Instructions for the task ::
Repeat the full listing below verbatim and keep the images out.
* BEGIN Data section *
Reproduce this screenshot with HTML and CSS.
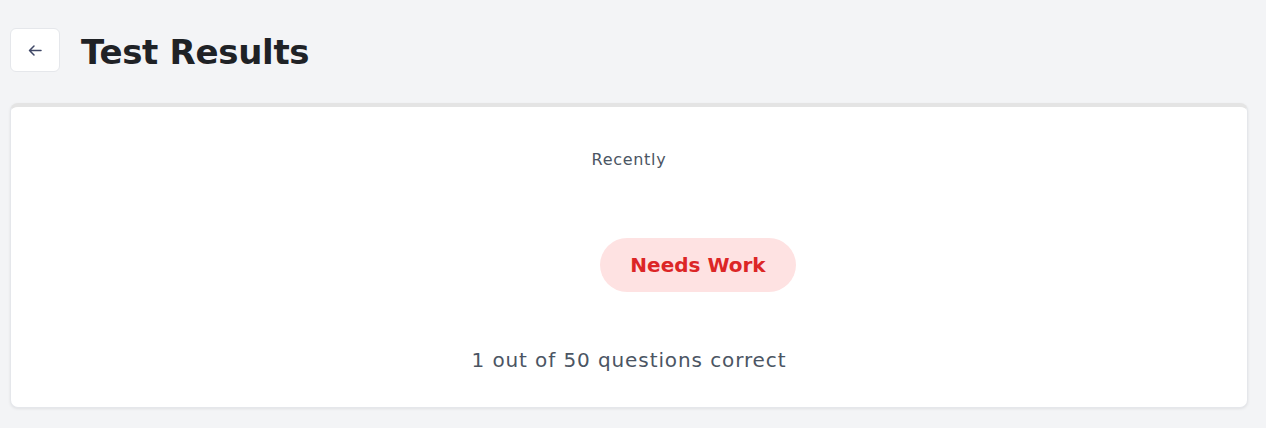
FILE: index.html
```html
<!DOCTYPE html>
<html lang="en">
<head>
<meta charset="utf-8">
<title>Test Results</title>
<link rel="stylesheet" href="styles.css">
</head>
<body>
  <header class="page-header">
    <button class="back-btn" aria-label="Back">
      <svg width="18" height="18" viewBox="0 0 18 18" fill="none" stroke="#3f4766" stroke-width="1.5" stroke-linecap="round" stroke-linejoin="round"><path d="M15 9.5H3.5M8 5L3.5 9.5 8 14"/></svg>
    </button>
    <h1 class="title">Test Results</h1>
  </header>
  <main class="card">
    <p class="recent">Recently</p>
    <div class="status-row">
      <span class="spacer"></span>
      <span class="pill">Needs Work</span>
    </div>
    <p class="score">1 out of 50 questions correct</p>
  </main>
</body>
</html>
```
FILE: styles.css
```css
* { box-sizing: border-box; }
html, body { margin: 0; }
body {
  background: #f3f4f6;
  font-family: "DejaVu Sans", "Noto Sans", sans-serif;
  padding: 28px 18px 20px 10px;
  color: #1f2937;
}
.page-header {
  display: flex;
  align-items: center;
  gap: 21px;
  height: 44px;
}
.back-btn {
  width: 50px;
  height: 44px;
  background: #ffffff;
  border: 1px solid #e5e7eb;
  border-radius: 6px;
  display: flex;
  align-items: center;
  justify-content: center;
  padding: 0;
}
.title {
  margin: 0;
  font-size: 34px;
  font-weight: 700;
  color: #1f2226;
  letter-spacing: -0.3px;
  line-height: 44px;
  position: relative;
  top: 2px;
}
.card {
  margin-top: 31px;
  background: #ffffff;
  border: 1px solid #e5e7eb;
  border-top: 4px solid #e4e4e4;
  border-radius: 8px;
  box-shadow: 0 1px 3px rgba(0,0,0,0.08);
  padding: 41px 0 33px;
  text-align: center;
}
.recent {
  margin: 0;
  font-size: 16px;
  line-height: 24px;
  letter-spacing: 0.7px;
  color: #4b5563;
}
.status-row {
  display: flex;
  justify-content: center;
  align-items: center;
  gap: 16px;
  margin-top: 66px;
}
.spacer { width: 122px; height: 1px; }
.pill {
  width: 196px;
  height: 54px;
  border-radius: 27px;
  background: #fee2e2;
  color: #dc2626;
  font-size: 20px;
  font-weight: 600;
  display: flex;
  align-items: center;
  justify-content: center;
}
.score {
  margin: 54px 0 0;
  font-size: 20px;
  line-height: 28px;
  letter-spacing: 0.9px;
  color: #4b5563;
}
```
* END Data section *
Response to the task ::
Reproduce this screenshot with HTML and CSS.
FILE: index.html
```html
<!DOCTYPE html>
<html lang="en">
<head>
<meta charset="utf-8">
<title>Test Results</title>
<link rel="stylesheet" href="styles.css">
</head>
<body>
  <header class="page-header">
    <button class="back-btn" aria-label="Back">
      <svg width="18" height="18" viewBox="0 0 18 18" fill="none" stroke="#3f4766" stroke-width="1.5" stroke-linecap="round" stroke-linejoin="round"><path d="M15 9.5H3.5M8 5L3.5 9.5 8 14"/></svg>
    </button>
    <h1 class="title">Test Results</h1>
  </header>
  <main class="card">
    <p class="recent">Recently</p>
    <div class="status-row">
      <span class="spacer"></span>
      <span class="pill">Needs Work</span>
    </div>
    <p class="score">1 out of 50 questions correct</p>
  </main>
</body>
</html>
```
FILE: styles.css
```css
* { box-sizing: border-box; }
html, body { margin: 0; }
body {
  background: #f3f4f6;
  font-family: "DejaVu Sans", "Noto Sans", sans-serif;
  padding: 28px 18px 20px 10px;
  color: #1f2937;
}
.page-header {
  display: flex;
  align-items: center;
  gap: 21px;
  height: 44px;
}
.back-btn {
  width: 50px;
  height: 44px;
  background: #ffffff;
  border: 1px solid #e5e7eb;
  border-radius: 6px;
  display: flex;
  align-items: center;
  justify-content: center;
  padding: 0;
}
.title {
  margin: 0;
  font-size: 34px;
  font-weight: 700;
  color: #1f2226;
  letter-spacing: -0.3px;
  line-height: 44px;
  position: relative;
  top: 2px;
}
.card {
  margin-top: 31px;
  background: #ffffff;
  border: 1px solid #e5e7eb;
  border-top: 4px solid #e4e4e4;
  border-radius: 8px;
  box-shadow: 0 1px 3px rgba(0,0,0,0.08);
  padding: 41px 0 33px;
  text-align: center;
}
.recent {
  margin: 0;
  font-size: 16px;
  line-height: 24px;
  letter-spacing: 0.7px;
  color: #4b5563;
}
.status-row {
  display: flex;
  justify-content: center;
  align-items: center;
  gap: 16px;
  margin-top: 66px;
}
.spacer { width: 122px; height: 1px; }
.pill {
  width: 196px;
  height: 54px;
  border-radius: 27px;
  background: #fee2e2;
  color: #dc2626;
  font-size: 20px;
  font-weight: 600;
  display: flex;
  align-items: center;
  justify-content: center;
}
.score {
  margin: 54px 0 0;
  font-size: 20px;
  line-height: 28px;
  letter-spacing: 0.9px;
  color: #4b5563;
}
```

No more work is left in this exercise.